Nothing has passed me by here. I have simply been using Uccisore’s rhetorical “educational flippancy” (essentially a trolling move) as a platform from which to actually agree with the OP.

This might sound odd, but even though nothing can definitely be right, things can definitely be wrong.
For example, one might say “yes, that is a triangle - it’s not a very good attempt at making it look that ideal, but even then it’s clearly triangular. But let’s face it, even our mental conceptions of ideal triangles aren’t perfect either, so it’s good enough”.

There’s no definite yes/no here, or in the correct identification of anything.

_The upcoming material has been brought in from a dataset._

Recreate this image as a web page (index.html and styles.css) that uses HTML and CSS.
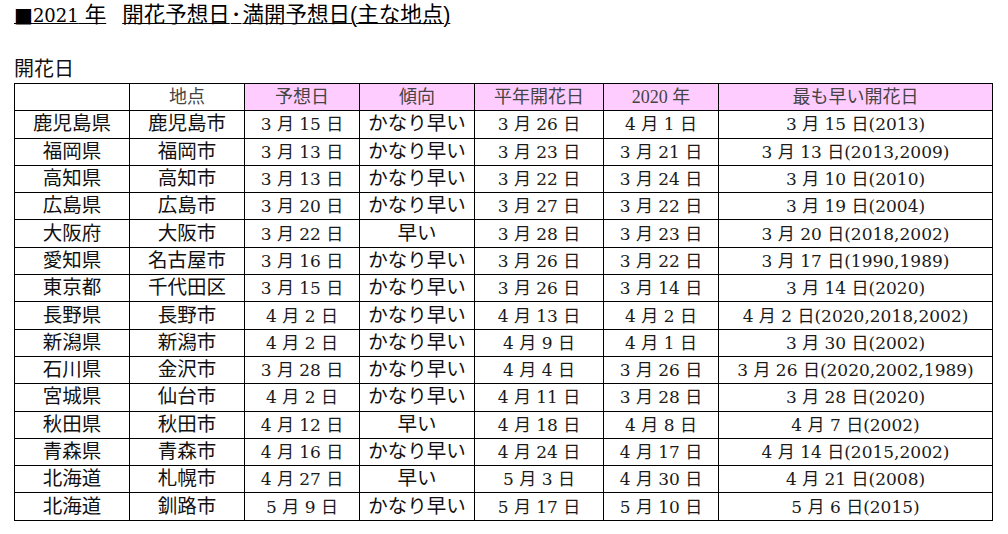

One might also say “figure 1 is a Brontosaurus skipping on rainbow clouds”. This is definitely wrong.

In my opinion, what Uccisore is saying about stupidity is akin to this latter example. What he is saying is definitely wrong → it’s stupid. This instance is not reducible to “disagreement over interpretation style” as mentioned in the OP.

But yes, it is possible to interpret someone poorly, just as I have been interpretted poorly.

Further, he doesn’t seem to know what I’m talking about, and thus the full picture of what he’s talking about - something also mentioned in the OP. He will most likely take my calling him “stupid” as an insult. It’s more of a correction, but with the attitude he’s been giving me lately, I feel just about ready to insult him.

The difference between the inescapable grey ground of correctness, versus the possibility of black and white incorrectness is what fixes the issue in the OP.